### WHAT TO PRODUCE
No pictures belong in the copy; return exactly the lines from the one with "Output the component" through the one with "import React from 'react';", both ends included, and nothing else.

### PROVIDED RECORDS
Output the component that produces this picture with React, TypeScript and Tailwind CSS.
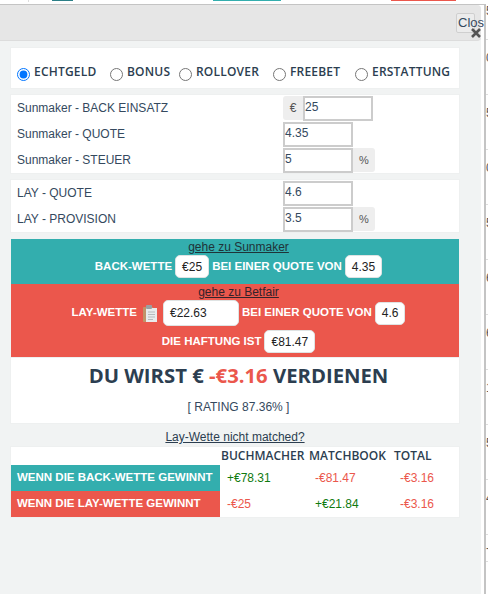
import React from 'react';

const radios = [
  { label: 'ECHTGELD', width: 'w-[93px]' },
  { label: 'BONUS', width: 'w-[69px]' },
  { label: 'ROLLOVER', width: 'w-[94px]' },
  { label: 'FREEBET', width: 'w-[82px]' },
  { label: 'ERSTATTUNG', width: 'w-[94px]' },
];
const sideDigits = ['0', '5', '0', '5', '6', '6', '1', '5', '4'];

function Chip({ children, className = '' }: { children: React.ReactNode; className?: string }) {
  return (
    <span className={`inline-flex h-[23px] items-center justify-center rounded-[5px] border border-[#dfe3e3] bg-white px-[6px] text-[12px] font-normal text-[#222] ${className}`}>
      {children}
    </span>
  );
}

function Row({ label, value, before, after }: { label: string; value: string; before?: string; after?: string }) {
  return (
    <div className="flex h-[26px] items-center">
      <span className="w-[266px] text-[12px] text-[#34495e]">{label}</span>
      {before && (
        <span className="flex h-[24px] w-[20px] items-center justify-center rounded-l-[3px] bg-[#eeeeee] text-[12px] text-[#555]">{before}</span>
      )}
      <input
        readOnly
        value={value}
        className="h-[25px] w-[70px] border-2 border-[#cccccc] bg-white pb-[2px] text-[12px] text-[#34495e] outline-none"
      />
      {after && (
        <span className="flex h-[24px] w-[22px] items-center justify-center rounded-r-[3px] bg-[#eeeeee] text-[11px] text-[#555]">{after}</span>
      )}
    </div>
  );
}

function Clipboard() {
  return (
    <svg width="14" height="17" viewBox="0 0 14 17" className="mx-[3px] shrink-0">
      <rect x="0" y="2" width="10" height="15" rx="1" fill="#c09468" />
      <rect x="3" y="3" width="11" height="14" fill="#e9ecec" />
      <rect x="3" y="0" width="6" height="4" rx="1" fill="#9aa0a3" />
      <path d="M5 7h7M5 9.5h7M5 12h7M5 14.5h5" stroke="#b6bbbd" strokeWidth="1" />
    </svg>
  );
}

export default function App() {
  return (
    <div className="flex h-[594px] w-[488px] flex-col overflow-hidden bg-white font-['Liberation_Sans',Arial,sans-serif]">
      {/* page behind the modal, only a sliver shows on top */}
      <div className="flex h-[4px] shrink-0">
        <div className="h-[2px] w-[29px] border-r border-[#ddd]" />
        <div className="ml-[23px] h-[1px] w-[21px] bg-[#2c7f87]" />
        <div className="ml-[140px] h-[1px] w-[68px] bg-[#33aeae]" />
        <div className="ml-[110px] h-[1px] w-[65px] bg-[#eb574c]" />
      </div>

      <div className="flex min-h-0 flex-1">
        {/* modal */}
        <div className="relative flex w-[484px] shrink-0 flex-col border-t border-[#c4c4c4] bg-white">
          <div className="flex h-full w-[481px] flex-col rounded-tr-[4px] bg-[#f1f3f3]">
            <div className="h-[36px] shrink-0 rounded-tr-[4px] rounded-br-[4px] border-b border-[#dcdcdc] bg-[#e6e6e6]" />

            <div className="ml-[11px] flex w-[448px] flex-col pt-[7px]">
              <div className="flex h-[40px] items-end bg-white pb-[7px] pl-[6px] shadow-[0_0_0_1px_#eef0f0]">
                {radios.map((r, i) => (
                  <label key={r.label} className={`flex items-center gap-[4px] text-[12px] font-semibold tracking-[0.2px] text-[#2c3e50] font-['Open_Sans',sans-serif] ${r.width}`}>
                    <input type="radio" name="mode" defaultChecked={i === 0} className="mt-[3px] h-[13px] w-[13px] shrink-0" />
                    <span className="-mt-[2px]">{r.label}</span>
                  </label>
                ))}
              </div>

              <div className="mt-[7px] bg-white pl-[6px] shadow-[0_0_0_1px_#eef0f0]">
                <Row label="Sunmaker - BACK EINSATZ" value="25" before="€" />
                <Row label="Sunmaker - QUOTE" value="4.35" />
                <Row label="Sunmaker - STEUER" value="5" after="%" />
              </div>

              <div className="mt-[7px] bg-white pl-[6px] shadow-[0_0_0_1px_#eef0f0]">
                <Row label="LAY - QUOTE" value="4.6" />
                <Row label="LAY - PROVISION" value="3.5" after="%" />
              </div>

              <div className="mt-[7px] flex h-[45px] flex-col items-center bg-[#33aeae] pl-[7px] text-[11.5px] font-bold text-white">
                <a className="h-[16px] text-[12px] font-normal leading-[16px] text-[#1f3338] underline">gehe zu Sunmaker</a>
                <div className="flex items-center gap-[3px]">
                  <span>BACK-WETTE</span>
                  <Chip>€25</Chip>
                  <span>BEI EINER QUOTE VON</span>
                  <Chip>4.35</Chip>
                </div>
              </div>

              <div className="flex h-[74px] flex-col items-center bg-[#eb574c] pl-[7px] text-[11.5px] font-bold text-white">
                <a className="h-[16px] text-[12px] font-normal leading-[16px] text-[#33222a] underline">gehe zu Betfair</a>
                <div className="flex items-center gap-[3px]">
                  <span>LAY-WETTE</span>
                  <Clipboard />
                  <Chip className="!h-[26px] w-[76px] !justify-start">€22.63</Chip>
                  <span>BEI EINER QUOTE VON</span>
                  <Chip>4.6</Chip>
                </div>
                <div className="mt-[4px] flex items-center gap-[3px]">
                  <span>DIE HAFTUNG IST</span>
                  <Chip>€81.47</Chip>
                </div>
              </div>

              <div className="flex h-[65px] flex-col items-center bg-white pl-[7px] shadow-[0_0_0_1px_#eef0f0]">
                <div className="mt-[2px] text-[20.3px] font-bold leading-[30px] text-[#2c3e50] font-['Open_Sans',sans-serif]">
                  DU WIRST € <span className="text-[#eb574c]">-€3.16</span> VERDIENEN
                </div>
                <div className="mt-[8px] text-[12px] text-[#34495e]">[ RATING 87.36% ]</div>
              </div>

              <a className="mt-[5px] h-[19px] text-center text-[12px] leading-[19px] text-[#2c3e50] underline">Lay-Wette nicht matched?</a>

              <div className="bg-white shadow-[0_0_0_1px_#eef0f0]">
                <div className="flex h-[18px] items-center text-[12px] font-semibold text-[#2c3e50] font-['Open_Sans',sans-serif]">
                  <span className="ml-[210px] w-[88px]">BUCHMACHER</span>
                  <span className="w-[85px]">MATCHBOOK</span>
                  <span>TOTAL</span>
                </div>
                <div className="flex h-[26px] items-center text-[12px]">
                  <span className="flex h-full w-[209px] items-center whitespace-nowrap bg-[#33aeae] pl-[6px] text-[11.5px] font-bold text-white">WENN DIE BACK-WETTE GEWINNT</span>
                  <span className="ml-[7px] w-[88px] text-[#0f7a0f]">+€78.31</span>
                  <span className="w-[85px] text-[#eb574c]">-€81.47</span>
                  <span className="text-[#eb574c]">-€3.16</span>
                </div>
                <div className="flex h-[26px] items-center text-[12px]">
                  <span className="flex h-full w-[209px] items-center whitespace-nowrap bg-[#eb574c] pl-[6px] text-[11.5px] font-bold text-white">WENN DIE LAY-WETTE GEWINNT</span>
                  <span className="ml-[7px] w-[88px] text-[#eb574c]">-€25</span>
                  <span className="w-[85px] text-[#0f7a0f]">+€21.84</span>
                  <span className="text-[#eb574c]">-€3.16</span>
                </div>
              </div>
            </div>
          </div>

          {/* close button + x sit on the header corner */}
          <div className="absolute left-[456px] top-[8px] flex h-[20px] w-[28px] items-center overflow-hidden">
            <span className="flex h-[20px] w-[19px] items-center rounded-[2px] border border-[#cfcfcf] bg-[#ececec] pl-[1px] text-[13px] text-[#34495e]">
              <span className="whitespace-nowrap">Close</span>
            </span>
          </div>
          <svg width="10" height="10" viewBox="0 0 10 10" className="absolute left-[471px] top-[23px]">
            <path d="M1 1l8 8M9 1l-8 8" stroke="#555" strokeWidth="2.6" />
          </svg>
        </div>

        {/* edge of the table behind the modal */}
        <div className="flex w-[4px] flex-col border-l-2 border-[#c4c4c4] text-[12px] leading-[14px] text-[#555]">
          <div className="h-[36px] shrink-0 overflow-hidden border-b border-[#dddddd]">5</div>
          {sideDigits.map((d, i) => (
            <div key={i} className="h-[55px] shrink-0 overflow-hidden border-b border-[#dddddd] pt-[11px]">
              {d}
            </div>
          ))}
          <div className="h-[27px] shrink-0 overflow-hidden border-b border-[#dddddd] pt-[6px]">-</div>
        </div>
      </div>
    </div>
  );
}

==

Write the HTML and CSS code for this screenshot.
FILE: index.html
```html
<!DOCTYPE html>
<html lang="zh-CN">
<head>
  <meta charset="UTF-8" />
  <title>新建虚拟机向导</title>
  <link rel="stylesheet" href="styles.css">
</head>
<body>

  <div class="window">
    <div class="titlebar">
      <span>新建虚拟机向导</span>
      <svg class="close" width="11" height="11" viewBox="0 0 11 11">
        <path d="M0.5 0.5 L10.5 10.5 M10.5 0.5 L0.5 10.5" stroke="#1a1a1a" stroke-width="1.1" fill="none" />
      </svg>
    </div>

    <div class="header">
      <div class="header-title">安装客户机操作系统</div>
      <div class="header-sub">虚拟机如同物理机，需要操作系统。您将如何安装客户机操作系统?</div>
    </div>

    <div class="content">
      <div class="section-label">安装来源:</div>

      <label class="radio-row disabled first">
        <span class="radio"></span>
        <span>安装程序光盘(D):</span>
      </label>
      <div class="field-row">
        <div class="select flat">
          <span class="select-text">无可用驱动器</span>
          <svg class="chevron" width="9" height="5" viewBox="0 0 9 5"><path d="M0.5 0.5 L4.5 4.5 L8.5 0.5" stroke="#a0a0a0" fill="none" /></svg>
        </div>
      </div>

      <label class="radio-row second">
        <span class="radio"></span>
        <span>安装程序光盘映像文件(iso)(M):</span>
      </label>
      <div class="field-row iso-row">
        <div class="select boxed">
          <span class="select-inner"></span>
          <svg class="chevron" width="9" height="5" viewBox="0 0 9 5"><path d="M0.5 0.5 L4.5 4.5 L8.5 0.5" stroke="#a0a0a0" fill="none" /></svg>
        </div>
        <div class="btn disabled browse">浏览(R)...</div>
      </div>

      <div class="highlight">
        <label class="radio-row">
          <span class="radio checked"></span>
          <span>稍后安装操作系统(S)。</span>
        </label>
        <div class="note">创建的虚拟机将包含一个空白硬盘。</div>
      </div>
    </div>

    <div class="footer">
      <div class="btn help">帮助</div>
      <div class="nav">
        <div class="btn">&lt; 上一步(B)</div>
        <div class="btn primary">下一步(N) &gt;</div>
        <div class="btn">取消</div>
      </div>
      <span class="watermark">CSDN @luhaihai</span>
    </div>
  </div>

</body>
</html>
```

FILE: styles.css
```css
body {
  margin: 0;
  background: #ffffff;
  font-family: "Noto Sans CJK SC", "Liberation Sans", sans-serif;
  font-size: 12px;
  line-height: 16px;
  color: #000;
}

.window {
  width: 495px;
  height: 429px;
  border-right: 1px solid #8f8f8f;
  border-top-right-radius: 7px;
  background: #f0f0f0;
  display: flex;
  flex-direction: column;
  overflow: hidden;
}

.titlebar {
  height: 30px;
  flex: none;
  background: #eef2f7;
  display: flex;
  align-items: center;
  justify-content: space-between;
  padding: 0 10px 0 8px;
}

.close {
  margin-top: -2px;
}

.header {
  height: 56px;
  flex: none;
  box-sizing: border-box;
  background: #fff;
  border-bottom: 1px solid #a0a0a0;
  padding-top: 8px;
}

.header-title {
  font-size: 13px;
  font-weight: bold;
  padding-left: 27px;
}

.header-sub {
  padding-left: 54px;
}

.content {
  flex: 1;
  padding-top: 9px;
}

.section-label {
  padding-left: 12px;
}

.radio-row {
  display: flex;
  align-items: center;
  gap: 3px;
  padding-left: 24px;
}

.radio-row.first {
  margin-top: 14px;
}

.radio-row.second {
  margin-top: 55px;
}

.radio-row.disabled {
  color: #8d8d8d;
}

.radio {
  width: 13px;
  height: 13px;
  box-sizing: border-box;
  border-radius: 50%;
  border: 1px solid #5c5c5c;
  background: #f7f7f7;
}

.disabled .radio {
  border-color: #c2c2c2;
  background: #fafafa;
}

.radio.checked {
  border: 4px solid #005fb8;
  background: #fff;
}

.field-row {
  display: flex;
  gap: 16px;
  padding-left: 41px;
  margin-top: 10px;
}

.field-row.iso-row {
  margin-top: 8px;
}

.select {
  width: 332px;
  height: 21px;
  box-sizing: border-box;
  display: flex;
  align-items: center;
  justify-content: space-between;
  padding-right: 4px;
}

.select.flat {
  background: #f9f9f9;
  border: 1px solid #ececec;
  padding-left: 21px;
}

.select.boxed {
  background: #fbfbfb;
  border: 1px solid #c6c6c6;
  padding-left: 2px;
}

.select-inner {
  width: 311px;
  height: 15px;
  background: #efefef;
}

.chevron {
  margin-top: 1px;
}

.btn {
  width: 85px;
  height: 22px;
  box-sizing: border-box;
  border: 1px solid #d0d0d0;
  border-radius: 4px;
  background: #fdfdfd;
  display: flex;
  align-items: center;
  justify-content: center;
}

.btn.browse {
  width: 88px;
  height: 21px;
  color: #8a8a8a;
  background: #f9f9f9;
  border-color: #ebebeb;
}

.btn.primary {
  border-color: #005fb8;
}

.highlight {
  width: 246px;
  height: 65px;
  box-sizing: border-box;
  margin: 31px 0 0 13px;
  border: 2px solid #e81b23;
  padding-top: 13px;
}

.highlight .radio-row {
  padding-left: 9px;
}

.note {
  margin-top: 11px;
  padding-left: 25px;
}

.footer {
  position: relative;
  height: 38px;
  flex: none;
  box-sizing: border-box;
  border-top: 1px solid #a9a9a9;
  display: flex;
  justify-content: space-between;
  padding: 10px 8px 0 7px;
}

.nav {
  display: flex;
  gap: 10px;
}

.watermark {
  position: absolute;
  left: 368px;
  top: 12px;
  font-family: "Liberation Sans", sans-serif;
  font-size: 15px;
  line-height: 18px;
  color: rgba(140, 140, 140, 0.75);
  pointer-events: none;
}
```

### THE COMPLETED TASK
Output the component that produces this picture with React, TypeScript and Tailwind CSS.
import React from 'react';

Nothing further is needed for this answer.